DELIVERY OF DOCUMENTS TO STOCKHOLDERS SHARING AN ADDRESS
To the extent we deliver a paper copy of the proxy materials to stockholders, the SEC rules allow us to deliver a single copy of proxy materials to any household at which two or more stockholders reside, if we believe the stockholders are members of the same family.
We will promptly deliver, upon oral or written request, a separate copy of the proxy materials to any stockholder residing at the same address as another stockholder and currently receiving only one copy of the proxy materials who wishes to receive his, her, or its own copy. Requests should be directed to the attention of our Secretary by mail to Worksport Ltd., 2500 N America Dr, West Seneca, NY 14224.
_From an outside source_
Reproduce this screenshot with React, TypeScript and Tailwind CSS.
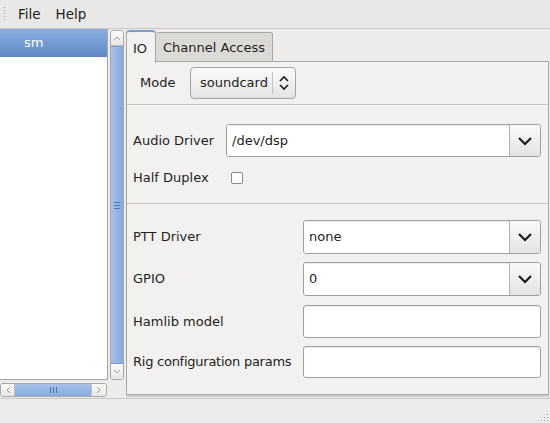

A copy of our 2023 Annual Report, as filed with the SEC on March 28, 2024, is available to shareholders without charge upon written request directed to our Corporate Secretary at 2500 N America Dr, West Seneca, NY 14224 or by phone at (888) 554-8789. The Company makes available free of charge on or through its website, www.worksport.com, its Annual Reports on Form 10-K, Quarterly Reports on Form 10-Q, Current Reports on Form 8-K and all amendments to such reports filed pursuant to Section 13(a) or 15(d) of the Exchange Act as soon as reasonably practicable after filing.
Our Board does not know of any matter to be brought before the Annual Meeting other than the matters set forth in the Notice of Annual Meeting of Stockholders and matters incident to the conduct of the Annual Meeting. If any other matter should properly come before the Annual Meeting, the persons named in the enclosed proxy card will have discretionary authority to vote all proxies with respect thereto in accordance with their best judgment.
VIRTUAL ACCESS TO THE ANNUAL MEETING
The Annual Meeting of Stockholders will be held virtually via the internet at www.virtualshareholdermeeting.com/WKSP2024 on December 6, 2024, at 9:00 a.m. Eastern Time.